Da aber ist, wenn es sich um göttliche Dinge handelt, die Kraft des Verstandes am Ende. Er ist unfähig, die wahre Natur Gottes, sein Wesen zu erfassen. In der Tat, wie könnte ein begrenztes Wesen den Unendlichen begreifen? «Unergründlich ist sein Verstand» (Jes 40,28). «Seiner Einsicht ist kein Mass» (Ps 147,5). Und wie könnte anderseits ein Sünder den erfassen, der die Heiligkeit selbst ist?

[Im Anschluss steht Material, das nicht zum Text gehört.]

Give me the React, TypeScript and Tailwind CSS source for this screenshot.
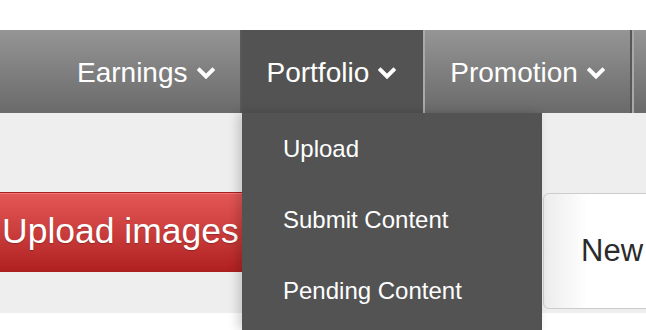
import React from "react";

const font = { fontFamily: '"Liberation Sans", Arial, sans-serif' };

function Chevron() {
  return (
    <svg width="18" height="14" viewBox="0 0 18 14" fill="none" className="shrink-0">
      <path d="M2.5 4 L9 10.5 L15.5 4" stroke="white" strokeWidth="4" strokeLinecap="square" />
    </svg>
  );
}

function NavItem({ label, active, first }: { label: string; active?: boolean; first?: boolean }) {
  const border = active
    ? "bg-[#535353] border-r-2 border-r-[#535353]"
    : "border-r-2 border-r-[#585858] " + (first ? "" : "border-l-2 border-l-[#a9a9a9]");
  return (
    <div className={"flex h-full shrink-0 items-center gap-[9px] px-[25px] pt-[3px] " + border}>
      <span className="text-[28px] leading-none text-white">{label}</span>
      <Chevron />
    </div>
  );
}

const menu = ["Upload", "Submit Content", "Pending Content"];

export default function App() {
  return (
    <div className="relative h-[330px] w-[646px] overflow-hidden bg-white" style={font}>
      <div className="h-[30px]" />
      <nav className="flex h-[83px] bg-gradient-to-b from-[#959595] to-[#6a6a6a] pl-[52px]">
        <NavItem label="Earnings" first />
        <NavItem label="Portfolio" active />
        <NavItem label="Promotion" />
        {/* next item, off screen */}
        <div className="h-full w-[60px] shrink-0 border-l-2 border-l-[#a9a9a9]" />
      </nav>

      <div className="flex h-[200px] items-start overflow-hidden bg-[#eeeeee] pt-[79px]">
        <div className="w-[543px] shrink-0">
          <button className="-ml-[16px] flex h-[80px] w-[330px] items-center rounded-md border border-[#a82020] bg-gradient-to-b from-[#e45757] to-[#b02020] pl-[17px] text-[35.5px] text-white shadow-[inset_0_1px_0_#ee7a7a] [text-shadow:0_1px_1px_rgba(0,0,0,0.25)]">
            Upload images
          </button>
        </div>
        <div className="mt-[1px] flex h-[116px] w-[220px] shrink-0 items-center rounded-md border border-[#cccccc] bg-gradient-to-r from-[#ececec] via-white via-[20%] to-white pl-[37px]">
          <span className="text-[31px] text-[#2b2b2b]">New</span>
        </div>
      </div>

      <div className="absolute left-[242px] top-[113px] h-[217px] w-[300px] bg-[#535353] shadow-[-4px_0_10px_rgba(0,0,0,0.18)]">
        {menu.map((m) => (
          <div key={m} className="flex h-[71px] items-center pl-[41px] text-[24px] text-white">
            {m}
          </div>
        ))}
      </div>
    </div>
  );
}
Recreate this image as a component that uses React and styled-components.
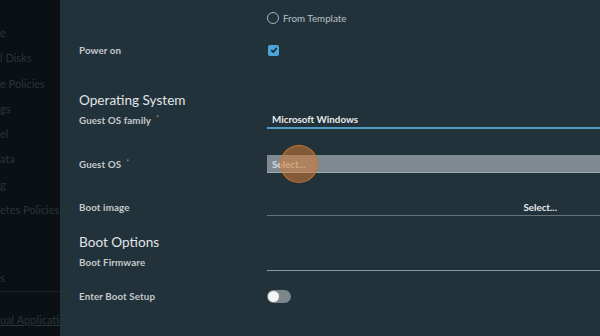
import React from "react";
import styled, { createGlobalStyle } from "styled-components";

const Global = createGlobalStyle`
    html, body { margin: 0; padding: 0; }
    body {
        width: 600px;
        height: 336px;
        overflow: hidden;
        background: #22323b;
        font-family: "Lato", "Open Sans", sans-serif;
    }
`;

const Page = styled.div`
    display: flex;
    width: 600px;
    height: 336px;
    overflow: hidden;
`;

const Sidebar = styled.nav`
    width: 60px;
    flex-shrink: 0;
    background: #0a1014;
    overflow: hidden;
    display: flex;
    flex-direction: column;
    padding-top: 26px;
    box-sizing: border-box;
    white-space: nowrap;
`;

const NavItem = styled.div`
    flex-shrink: 0;
    height: 25.3px;
    line-height: 14px;
    font-size: 11px;
    color: #2a3439;
    margin-top: ${(p) => p.$mt || 0}px;
    text-decoration: ${(p) => (p.$link ? "underline" : "none")};
`;

const NavDivider = styled.div`
    flex-shrink: 0;
    height: 1px;
    background: #1a2226;
    margin: -6px 0 21px;
`;

const Main = styled.main`
    flex: 1;
    background: #22323b;
    padding-left: 19px;
    padding-top: 10px;
    box-sizing: border-box;
`;

const Row = styled.div`
    display: grid;
    grid-template-columns: 188px 1fr;
    align-items: center;
    height: ${(p) => p.$h || 18}px;
    margin-top: ${(p) => p.$mt || 0}px;
`;

const Label = styled.div`
    font-size: 9.8px;
    font-weight: 700;
    color: #c3c9cc;
    letter-spacing: 0.1px;
    display: flex;
    align-items: center;
    gap: 5px;
`;

const Req = styled.span`
    font-size: 7px;
    color: #7f8a8f;
    margin-top: -4px;
`;

const Heading = styled.h2`
    margin: 0;
    margin-top: ${(p) => p.$mt}px;
    height: 16px;
    line-height: 16px;
    font-size: 13.6px;
    font-weight: 400;
    color: #e0e4e6;
`;

const RadioLine = styled.label`
    display: flex;
    align-items: center;
    gap: 4px;
    font-size: 9.8px;
    color: #b9c0c3;
`;

const RadioCircle = styled.span`
    width: 10px;
    height: 10px;
    border: 1.5px solid #a9b2b6;
    border-radius: 50%;
`;

const Checkbox = styled.span`
    width: 11px;
    height: 11px;
    border-radius: 2px;
    background: #4aa6d6;
    display: flex;
    align-items: center;
    justify-content: center;
    margin-left: 1px;
`;

const Field = styled.div`
    height: 18px;
    box-sizing: border-box;
    display: flex;
    align-items: center;
    justify-content: ${(p) => (p.$end ? "flex-end" : "flex-start")};
    padding: 0 ${(p) => (p.$end ? "43px" : "5px")} 0 5px;
    font-size: 9.8px;
    font-weight: 700;
    color: ${(p) => p.$color || "#e6eaec"};
    border-bottom: ${(p) => p.$lineW || 1}px solid ${(p) => p.$line};
    background: ${(p) => p.$bg || "transparent"};
    position: relative;
`;

const Touch = styled.span`
    position: absolute;
    left: 13px;
    top: -10px;
    width: 38px;
    height: 38px;
    border-radius: 50%;
    background: rgba(214, 124, 52, 0.54);
    border: 1.5px solid rgba(200, 118, 50, 0.95);
    box-sizing: border-box;
`;

const Toggle = styled.span`
    width: 24px;
    height: 13px;
    border-radius: 7px;
    background: #7c868b;
    display: flex;
    align-items: center;
    padding-left: 1px;
    box-sizing: border-box;
`;

const Knob = styled.span`
    width: 11px;
    height: 11px;
    border-radius: 50%;
    background: #f4f6f7;
`;

const Check = () => (
    <svg width="8" height="8" viewBox="0 0 8 8">
        <path d="M1.3 4.2 L3.2 6 L6.8 2" fill="none" stroke="#16222a" strokeWidth="1.6" />
    </svg>
);

export default function App() {
    return (
        <Page>
            <Global />
            <Sidebar>
                <NavItem>e</NavItem>
                <NavItem>l Disks</NavItem>
                <NavItem>e Policies</NavItem>
                <NavItem>gs</NavItem>
                <NavItem>el</NavItem>
                <NavItem>ata</NavItem>
                <NavItem>g</NavItem>
                <NavItem>etes Policies</NavItem>
                <NavItem $mt={43}>s</NavItem>
                <NavDivider />
                <NavItem $link>ual Applicatio</NavItem>
            </Sidebar>
            <Main>
                <Row $h={16}>
                    <span />
                    <RadioLine>
                        <RadioCircle />
                        From Template
                    </RadioLine>
                </Row>
                <Row $h={16} $mt={16}>
                    <Label>Power on</Label>
                    <Checkbox>
                        <Check />
                    </Checkbox>
                </Row>
                <Heading $mt={34}>Operating System</Heading>
                <Row $mt={3}>
                    <Label>
                        Guest OS family <Req>*</Req>
                    </Label>
                    <Field $line="#4f9cc4" $lineW={2}>Microsoft Windows</Field>
                </Row>
                <Row $mt={26}>
                    <Label>
                        Guest OS <Req>*</Req>
                    </Label>
                    <Field $bg="#7e8a90" $line="#a3adb1" $color="#d7dde0">
                        Select...
                        <Touch />
                    </Field>
                </Row>
                <Row $mt={25}>
                    <Label>Boot image</Label>
                    <Field $end $line="#66747a">Select...</Field>
                </Row>
                <Heading $mt={18}>Boot Options</Heading>
                <Row $mt={3}>
                    <Label>Boot Firmware</Label>
                    <Field $line="#8b979c" />
                </Row>
                <Row $h={16} $mt={17}>
                    <Label>Enter Boot Setup</Label>
                    <Toggle>
                        <Knob />
                    </Toggle>
                </Row>
            </Main>
        </Page>
    );
}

Diese Feststellung, die uns zur Verzweiflung treiben müsste, wenn wir nur auf die eigenen Mittel angewiesen wären, lässt uns die unbedingte Notwendigkeit einer göttlichen Offenbarung erkennen. Der Gläubige weiss, dass sie im Wort Gottes enthalten ist. Gott offenbart uns darin vor allem seinen Sohn, und dies auf eine Weise, die nicht aus der menschlichen Überlegung hervorkommt: «Fleisch und Blut», sagt Jesus zu Petrus, «haben es dir nicht offenbart, sondern mein Vater, der in den Himmeln ist» (Mt 16,17; vgl. Joh 6,44). Tatsächlich, vor sein Angesicht gestellt, fühlen wir uns von Ihm ergriffen; Er steht in einer erhabenen Autorität vor uns, der wir nicht widerstehen können, und wie Petrus rufen wir aus: «Du bist der Christus, der Sohn des lebendigen Gottes» (Mt 16,16). Und wenn wir uns in seiner heiligen Gegenwart als verlorene Sünder bewusst werden, begrüssen wir Ihn als den Heiland unserer Seele. Der Sohn seinerseits führt uns zu Gott, den Er uns als den Vater kundmacht (Mt 11,27; Joh 14,6).

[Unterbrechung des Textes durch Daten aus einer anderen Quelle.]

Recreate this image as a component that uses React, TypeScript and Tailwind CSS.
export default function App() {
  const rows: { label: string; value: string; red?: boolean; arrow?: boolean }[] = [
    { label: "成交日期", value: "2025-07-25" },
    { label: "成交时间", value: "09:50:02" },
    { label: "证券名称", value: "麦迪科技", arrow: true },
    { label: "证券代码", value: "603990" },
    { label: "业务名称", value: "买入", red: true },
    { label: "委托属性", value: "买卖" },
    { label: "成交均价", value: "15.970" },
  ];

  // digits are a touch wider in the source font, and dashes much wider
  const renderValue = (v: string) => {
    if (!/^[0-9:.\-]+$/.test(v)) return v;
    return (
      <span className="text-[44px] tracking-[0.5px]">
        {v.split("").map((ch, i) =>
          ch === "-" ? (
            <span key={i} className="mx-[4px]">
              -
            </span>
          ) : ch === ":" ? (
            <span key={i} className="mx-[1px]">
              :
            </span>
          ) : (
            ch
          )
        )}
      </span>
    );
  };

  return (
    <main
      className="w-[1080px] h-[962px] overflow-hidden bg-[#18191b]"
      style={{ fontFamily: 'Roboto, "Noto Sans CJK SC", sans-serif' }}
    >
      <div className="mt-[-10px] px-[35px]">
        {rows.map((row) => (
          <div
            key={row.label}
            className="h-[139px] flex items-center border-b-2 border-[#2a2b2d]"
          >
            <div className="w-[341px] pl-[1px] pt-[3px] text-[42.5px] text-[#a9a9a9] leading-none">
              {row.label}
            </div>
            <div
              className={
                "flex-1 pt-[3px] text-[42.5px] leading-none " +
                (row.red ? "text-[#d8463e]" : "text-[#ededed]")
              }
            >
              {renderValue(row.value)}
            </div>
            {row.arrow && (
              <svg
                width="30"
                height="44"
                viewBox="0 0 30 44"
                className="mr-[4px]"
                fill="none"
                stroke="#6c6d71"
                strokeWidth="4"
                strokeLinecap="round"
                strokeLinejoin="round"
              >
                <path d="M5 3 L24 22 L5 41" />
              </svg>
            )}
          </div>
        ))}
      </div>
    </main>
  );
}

Diese geheimnisvolle Weise, in der wir zur Offenbarung des Sohnes und des Vaters gelangen, bedeutet das Ende der Behauptungen unserer privaten Auffassung von Gott, denn diese Offenbarung wurde nicht den «Weisen und Verständigen» gegeben, sondern den «Unmündigen» (Mt 11,25).

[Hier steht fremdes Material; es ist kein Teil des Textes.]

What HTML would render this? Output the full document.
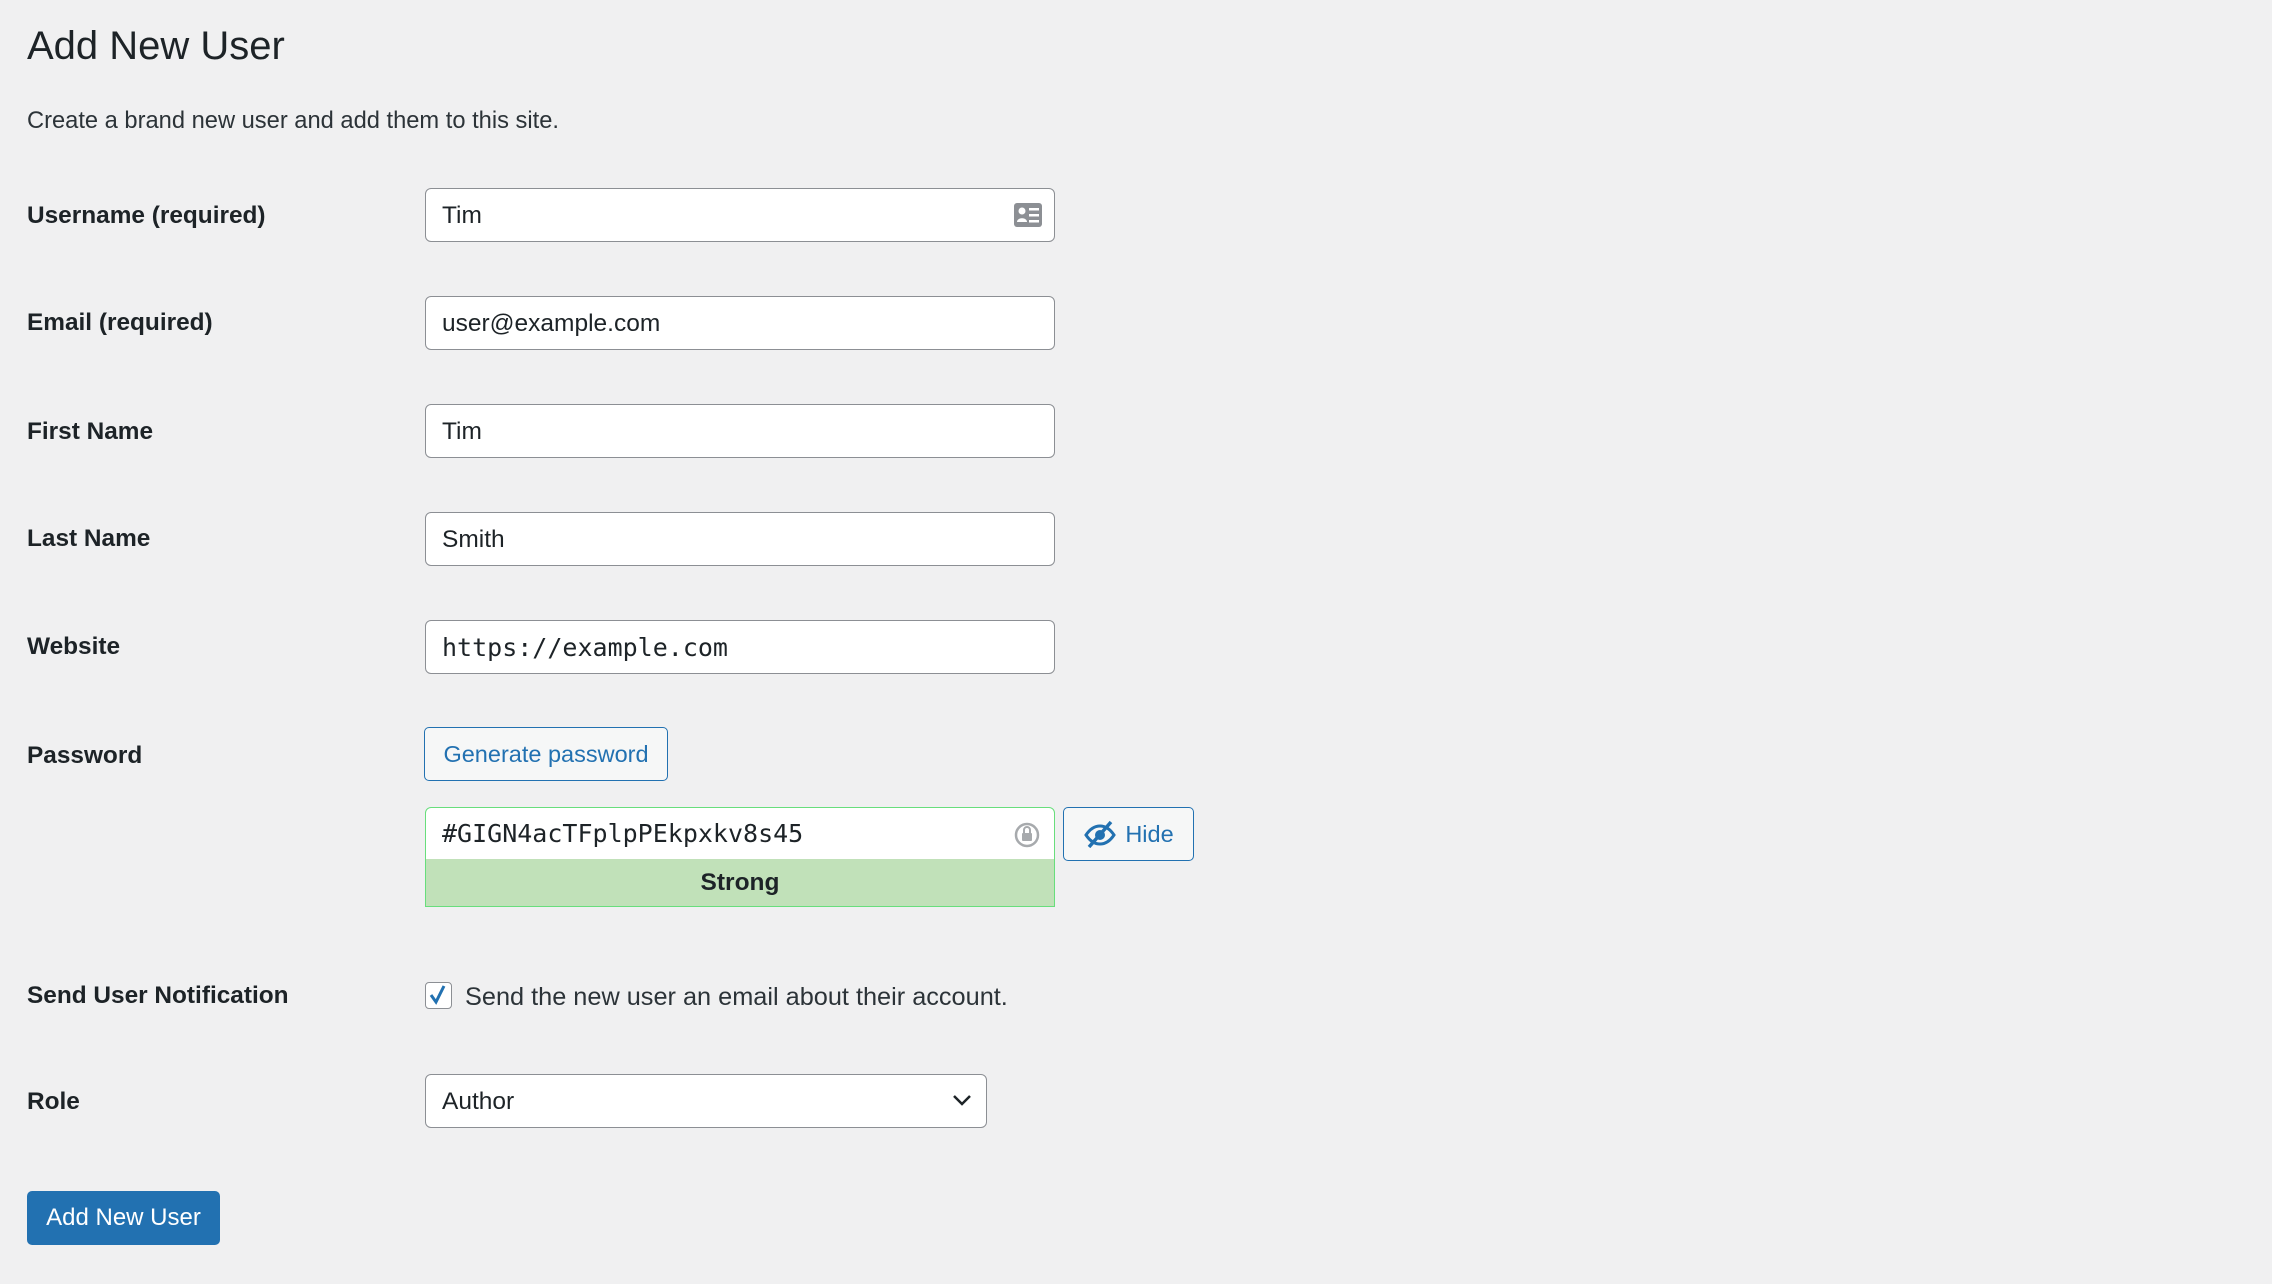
<!DOCTYPE html>
<html><head><meta charset="utf-8"><style>
*{box-sizing:border-box;margin:0;padding:0}
body{width:2272px;height:1284px;background:#f0f0f1;font-family:"Liberation Sans",sans-serif;color:#1d2327;position:relative;overflow:hidden}
.a{position:absolute}
h1{position:absolute;left:27px;top:21px;font-size:40px;font-weight:400;line-height:50px}
.sub{left:27px;top:107px;font-size:23.7px;line-height:28px;color:#2c3338}
.lbl{left:27px;font-size:24.4px;font-weight:700;line-height:30px;transform:translateY(-50%)}
.inp{left:425px;width:630px;height:54px;background:#fff;border:1.5px solid #8c8f94;border-radius:6px;font-size:24.5px;line-height:53px;padding-left:16px}
.btn{border:1.5px solid #2271b1;border-radius:5px;background:#f6f7f7;color:#2271b1;font-size:23.5px;display:flex;align-items:center;justify-content:center}
.mono{font-family:"DejaVu Sans Mono","Liberation Mono",monospace;font-size:25px}
</style></head><body>
<h1>Add New User</h1>
<div class="a sub">Create a brand new user and add them to this site.</div>

<div class="a lbl" style="top:216px">Username (required)</div>
<div class="a inp" style="top:188px">Tim
<svg class="a" style="right:12px;top:14px" width="28" height="24" viewBox="0 0 28 24"><rect x="0" y="0" width="28" height="24" rx="3" fill="#8c8f94"/><circle cx="8" cy="8" r="3.5" fill="#fff"/><path d="M3 19c0-5 10-5 10 0z" fill="#fff"/><rect x="15" y="5" width="10" height="2.5" fill="#fff"/><rect x="15" y="11" width="10" height="2.5" fill="#fff"/><rect x="15" y="17" width="10" height="2.5" fill="#fff"/></svg></div>

<div class="a lbl" style="top:323px">Email (required)</div>
<div class="a inp" style="top:296px">user@example.com</div>

<div class="a lbl" style="top:432px">First Name</div>
<div class="a inp" style="top:404px">Tim</div>

<div class="a lbl" style="top:539px">Last Name</div>
<div class="a inp" style="top:512px">Smith</div>

<div class="a lbl" style="top:647px">Website</div>
<div class="a inp mono" style="top:620px">https://example.com</div>

<div class="a lbl" style="top:756px">Password</div>
<div class="a btn" style="left:424px;top:727px;width:244px;height:54px">Generate password</div>

<div class="a inp mono" style="top:807px;height:53px;border-color:#68de7c;border-radius:6px 6px 0 0;line-height:51px">#GIGN4acTFplpPEkpxkv8s45
<svg class="a" style="right:14px;top:13px" width="26" height="28" viewBox="0 0 26 28"><circle cx="13" cy="14" r="11" fill="none" stroke="#a7aaad" stroke-width="2.5"/><rect x="8" y="12" width="10" height="8" rx="1" fill="#a7aaad"/><path d="M10 12v-3a3 3 0 0 1 6 0v3" fill="none" stroke="#a7aaad" stroke-width="2"/></svg></div>
<div class="a" style="left:425px;top:859px;width:630px;height:48px;background:#c1e1b9;border:1.5px solid #68de7c;border-top:none;font-size:24.5px;font-weight:700;text-align:center;line-height:48px">Strong</div>
<div class="a btn" style="left:1063px;top:807px;width:131px;height:54px;gap:8px"><svg width="34" height="28" viewBox="0 0 34 28"><path d="M3 15c4-6 9-9 14-9s10 3 14 9c-4 6-9 9-14 9s-10-3-14-9z" fill="none" stroke="#2271b1" stroke-width="3"/><circle cx="17" cy="15" r="5" fill="#2271b1"/><path d="M6 27L28 2" stroke="#2271b1" stroke-width="3.5"/></svg>Hide</div>

<div class="a lbl" style="top:996px">Send User Notification</div>
<div class="a" style="left:425px;top:982px;width:27px;height:27px;background:#fff;border:1.5px solid #8c8f94;border-radius:4px"><svg width="24" height="24" viewBox="0 0 24 24"><path d="M5 12l5 7L18 3" fill="none" stroke="#2271b1" stroke-width="3"/></svg></div>
<div class="a" style="left:465px;top:982px;font-size:25.3px;line-height:30px;color:#2c3338">Send the new user an email about their account.</div>

<div class="a lbl" style="top:1102px">Role</div>
<div class="a inp" style="top:1074px;width:562px">Author
<svg class="a" style="right:14px;top:18px" width="20" height="14" viewBox="0 0 20 14"><path d="M2 3l8 8 8-8" fill="none" stroke="#1d2327" stroke-width="2.5"/></svg></div>

<div class="a" style="left:27px;top:1191px;width:193px;height:54px;background:#2271b1;border-radius:5px;color:#fff;font-size:24px;display:flex;align-items:center;justify-content:center">Add New User</div>
</body></html>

Durch den Glauben, dieser Gabe Gottes, ist es uns geschenkt worden, diese so erhabenen Dinge zu erkennen, und indem wir sie erkennen, können wir durch den Glauben als Christen leben. Der Grundsatz des Lebens des Gläubigen ist in dieser Beziehung derselbe wie der seiner Bekehrung. Der Glaube ist es, nicht der Verstand, der uns ermöglicht, in die Gegenwart Gottes einzutreten: «Wir aber haben nicht den Geist der Welt empfangen, sondern den Geist, der aus Gott ist, um die Dinge zu kennen, die uns von Gott geschenkt sind» (1. Kor 2,12). Daher müssen wir uns auf diesem Gebiet vor unserem gewohnten Vorgehen der Ergründung der Dinge hüten: «Vertraue auf den HERRN mit deinem ganzen Herzen, und stütze dich nicht auf deinen Verstand» (Spr 3,5).

Die göttliche Offenbarung anzuerkennen, erscheint dem natürlichen Menschen als unzumutbare Verleugnung seiner Vernunft. Aber für den Glaubenden ist es ein Grund tiefer Freude, auf diese Weise durch die Gnade Gottes Zutritt zu haben zu einem Gebiet der Erkenntnis, die unendlich erhaben und gesegnet ist. Seine Gesinnung ist erneuert (Röm 12,2). Er unterwirft seine Vernunft; aber nur um befähigt zu werden, sie auf eine ganz neue Weise zu gebrauchen, die endlich den Gedanken Gottes entspricht. Von seiner unbedingten Unfähigkeit überzeugt, sich durch die eigenen Mittel bis zu Gott zu erheben, ist er Ihm dankbar, dass Er sich in seiner Gnade herabgelassen hat, ihn auf eine erhabene Weise zu erleuchten und sich ihm zu offenbaren, indem Er ihn durch das Erlösungswerk des Kreuzes errettet hat. Denn diese Offenbarung bringt ihm mit dem Frieden des Herzens eine unversiegbare Quelle der Glückseligkeit und der Kraft. «Gott sei Dank für seine unaussprechliche Gabe!» (2. Kor 9,15).